The Mediation Bill, 2017 (the Bill) includes many of the recommendations from the Law Reform Commission's 2010 report on Alternative Dispute Resolution: Mediation and Conciliation. Following this report, mediation legislation was contained within the 2011 Programme for Government. However, there was no further progress until September 2016 when a mediation bill was listed as priority legislation in this Government's legislative programme.

What is mediation?

Mediation is a voluntary process of dispute resolution whereby an independent third party assists the parties to the dispute to reach a settlement. It is considered a more positive form of conciliation in which the third party recommends solutions which both sides are free to accept or reject.

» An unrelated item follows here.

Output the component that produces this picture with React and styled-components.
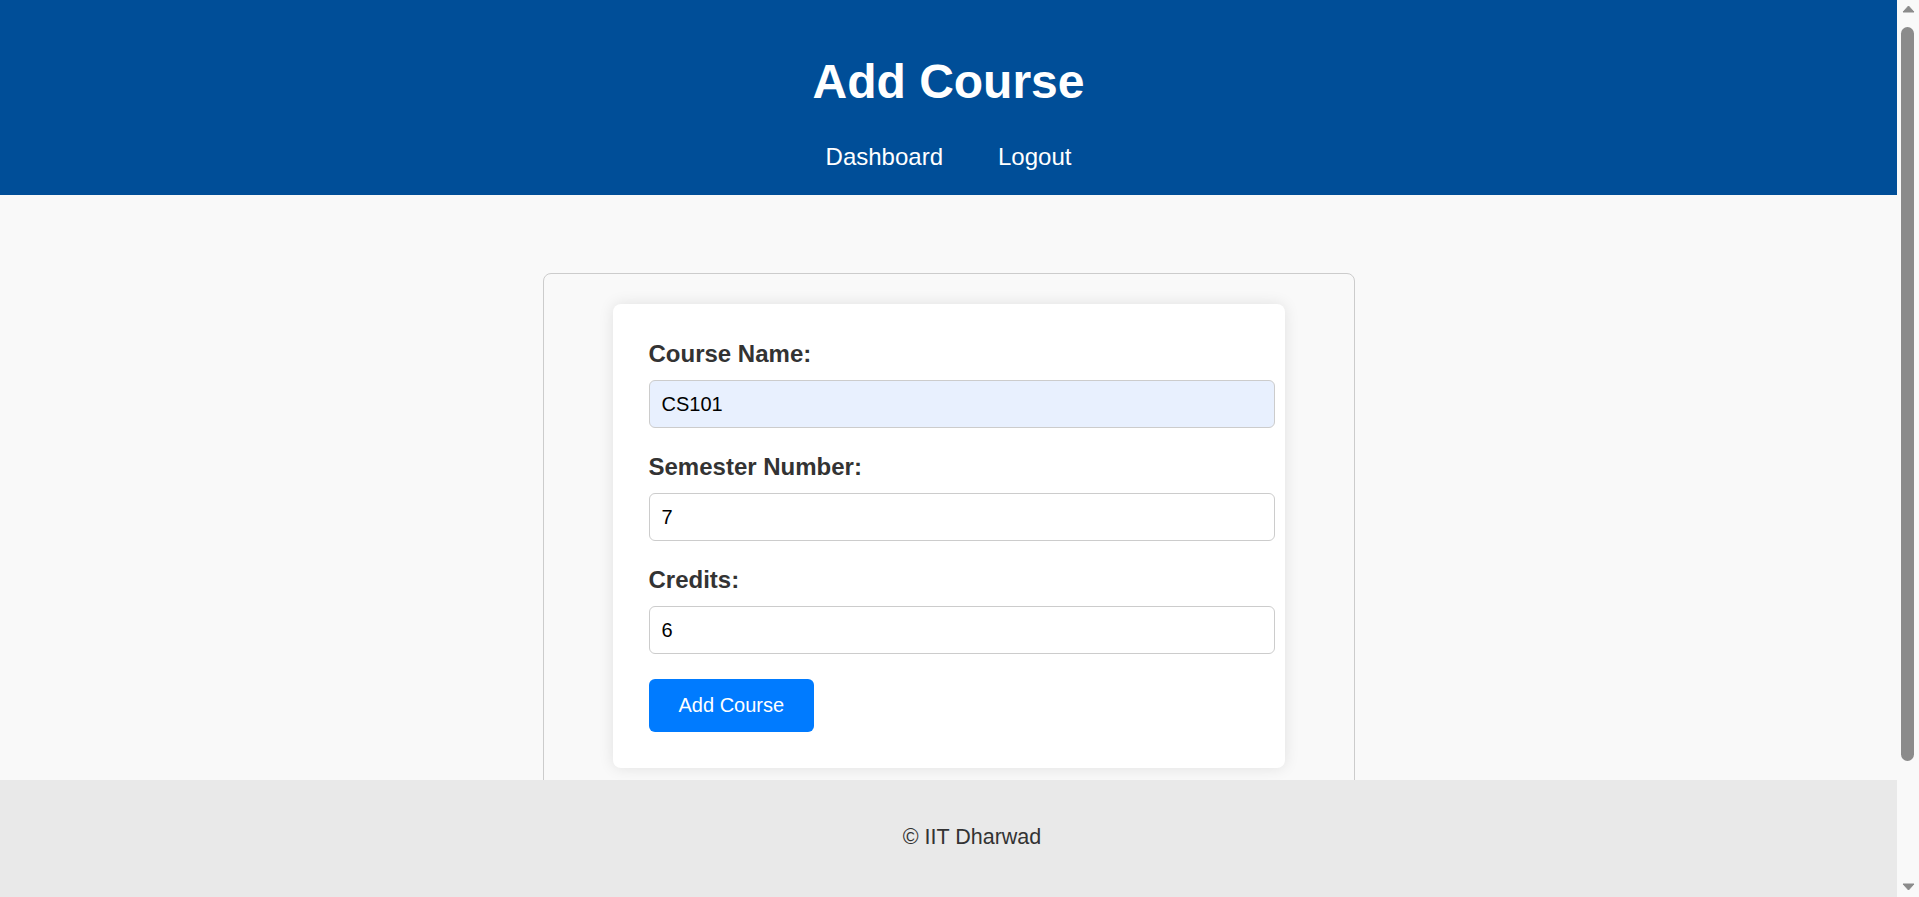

Key provisions of the Bill

The mediation process: Part 2 of the Bill deals with the mediation process in general. It sets out the key characteristics of a mediation process which include:

  • voluntariness
  • confidentiality
  • the right of the parties to legal advice
  • the right of the parties to cease the mediation process at any time

Obligations on legal advisers: Part 3 of the Bill introduces an obligation on solicitors and barristers to advise their clients to consider using mediation as a means of resolving disputes. They must also provide their clients with details of mediation services and advise their client about the option of using mediation prior to issuing proceedings. A statutory declaration must be sworn by a solicitor as a means of proving that this requirement has been complied with. Solicitors’ obligations under this Bill extend to in-house counsel, provided they are a practising solicitor on the roll of solicitors.

Involvement with the courts: Section 16 of the Bill provides that a court may, on its own initiative or on the initiative of the parties, invite the parties to consider mediation as a means of resolving the dispute.

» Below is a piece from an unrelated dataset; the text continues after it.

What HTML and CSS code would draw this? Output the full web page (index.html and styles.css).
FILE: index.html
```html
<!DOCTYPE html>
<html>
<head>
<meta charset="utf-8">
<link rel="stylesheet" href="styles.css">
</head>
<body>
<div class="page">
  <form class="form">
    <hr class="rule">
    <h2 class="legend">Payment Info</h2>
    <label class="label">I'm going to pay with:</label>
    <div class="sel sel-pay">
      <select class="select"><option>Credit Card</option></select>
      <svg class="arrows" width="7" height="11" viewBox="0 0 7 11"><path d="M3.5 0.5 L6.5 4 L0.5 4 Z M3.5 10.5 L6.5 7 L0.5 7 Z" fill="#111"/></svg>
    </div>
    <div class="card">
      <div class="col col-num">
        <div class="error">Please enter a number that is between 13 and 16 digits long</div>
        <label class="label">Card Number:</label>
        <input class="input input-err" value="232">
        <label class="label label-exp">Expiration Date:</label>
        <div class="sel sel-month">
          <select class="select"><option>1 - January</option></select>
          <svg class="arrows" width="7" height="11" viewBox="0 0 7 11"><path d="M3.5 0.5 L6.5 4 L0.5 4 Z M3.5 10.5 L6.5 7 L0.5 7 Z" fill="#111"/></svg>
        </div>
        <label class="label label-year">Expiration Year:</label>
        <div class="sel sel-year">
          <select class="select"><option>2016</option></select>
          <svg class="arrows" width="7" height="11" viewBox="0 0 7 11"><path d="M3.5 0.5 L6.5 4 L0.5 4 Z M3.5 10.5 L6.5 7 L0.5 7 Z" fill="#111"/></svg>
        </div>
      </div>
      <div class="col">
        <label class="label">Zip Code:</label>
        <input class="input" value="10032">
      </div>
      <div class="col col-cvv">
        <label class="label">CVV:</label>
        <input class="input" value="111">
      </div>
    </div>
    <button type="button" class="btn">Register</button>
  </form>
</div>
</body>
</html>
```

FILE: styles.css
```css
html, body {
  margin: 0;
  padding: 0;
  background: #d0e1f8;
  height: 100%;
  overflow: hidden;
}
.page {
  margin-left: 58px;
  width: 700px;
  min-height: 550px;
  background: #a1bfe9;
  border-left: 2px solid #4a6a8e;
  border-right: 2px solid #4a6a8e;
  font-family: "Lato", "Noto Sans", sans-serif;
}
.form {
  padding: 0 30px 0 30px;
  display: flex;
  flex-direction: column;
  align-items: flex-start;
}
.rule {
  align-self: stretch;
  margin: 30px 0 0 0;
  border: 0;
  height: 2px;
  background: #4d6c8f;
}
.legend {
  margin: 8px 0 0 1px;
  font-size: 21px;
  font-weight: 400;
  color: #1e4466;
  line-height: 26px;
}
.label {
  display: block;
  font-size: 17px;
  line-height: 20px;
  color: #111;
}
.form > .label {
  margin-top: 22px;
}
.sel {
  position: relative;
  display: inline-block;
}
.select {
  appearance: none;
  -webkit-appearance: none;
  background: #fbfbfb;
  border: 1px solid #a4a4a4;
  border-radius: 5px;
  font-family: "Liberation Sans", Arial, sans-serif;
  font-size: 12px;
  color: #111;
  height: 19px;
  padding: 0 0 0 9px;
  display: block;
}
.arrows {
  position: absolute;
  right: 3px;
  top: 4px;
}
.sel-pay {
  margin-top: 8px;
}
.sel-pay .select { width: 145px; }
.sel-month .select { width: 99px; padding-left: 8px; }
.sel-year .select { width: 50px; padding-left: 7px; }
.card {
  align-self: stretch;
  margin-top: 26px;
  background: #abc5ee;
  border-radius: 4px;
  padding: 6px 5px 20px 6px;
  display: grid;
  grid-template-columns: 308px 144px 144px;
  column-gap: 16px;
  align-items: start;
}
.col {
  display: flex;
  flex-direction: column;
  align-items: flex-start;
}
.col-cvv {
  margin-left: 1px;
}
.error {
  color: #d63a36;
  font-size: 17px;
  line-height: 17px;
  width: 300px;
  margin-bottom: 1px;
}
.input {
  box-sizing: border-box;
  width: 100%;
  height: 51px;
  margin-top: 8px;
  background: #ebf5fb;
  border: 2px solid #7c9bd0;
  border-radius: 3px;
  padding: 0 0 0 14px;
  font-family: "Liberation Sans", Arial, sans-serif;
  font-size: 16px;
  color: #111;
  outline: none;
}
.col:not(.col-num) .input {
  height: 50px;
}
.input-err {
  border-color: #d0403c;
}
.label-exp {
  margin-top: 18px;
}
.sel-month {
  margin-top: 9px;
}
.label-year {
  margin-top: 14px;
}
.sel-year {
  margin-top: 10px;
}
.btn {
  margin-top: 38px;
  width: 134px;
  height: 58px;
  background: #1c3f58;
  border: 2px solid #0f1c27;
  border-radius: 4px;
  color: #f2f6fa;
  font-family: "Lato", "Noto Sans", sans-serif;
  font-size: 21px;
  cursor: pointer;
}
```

Section 18 of the Bill sets out that the clock can be stopped on the limitation period specified under the Statute of Limitations when parties engage in mediation. In order for parties to rely on this provision and to effectively pause the limitation period, they will need to enter into an agreement to mediate containing the information set out in section 7 of the Bill.

The agreement to mediate: The Bill provides that the parties and the proposed mediator must prepare and sign a document known as an “agreement to mediate”. The agreement to mediate will set out the formalities of the mediation including the manner in which it will be conducted. It also contains details relating to fees and costs, place and time of the mediation, confidentiality and termination.

Other general points of the Bill: While the Bill applies to civil proceedings, it is important to bear in mind that it will not apply to:

  • arbitration
  • employment disputes
  • taxation or Revenue matters
  • judicial review proceedings
  • other specified types of litigation set out in Section 3 of the Bill

Section 9 of the Bill provides for the introduction of codes of practice for the conduct of mediation by mediators.

The Bill also provides for the possible future establishment of a Mediation Council to oversee development of the sector in section 12.

Conclusion

The Bill is an opportunity to encourage more businesses to consider using it as a tool for resolving commercial disputes. The proposed legislation should result in a practical reduction in both costs and resources in a wide variety of disputes. However, it remains to be seen how useful it will be in the context of personal injuries proceedings.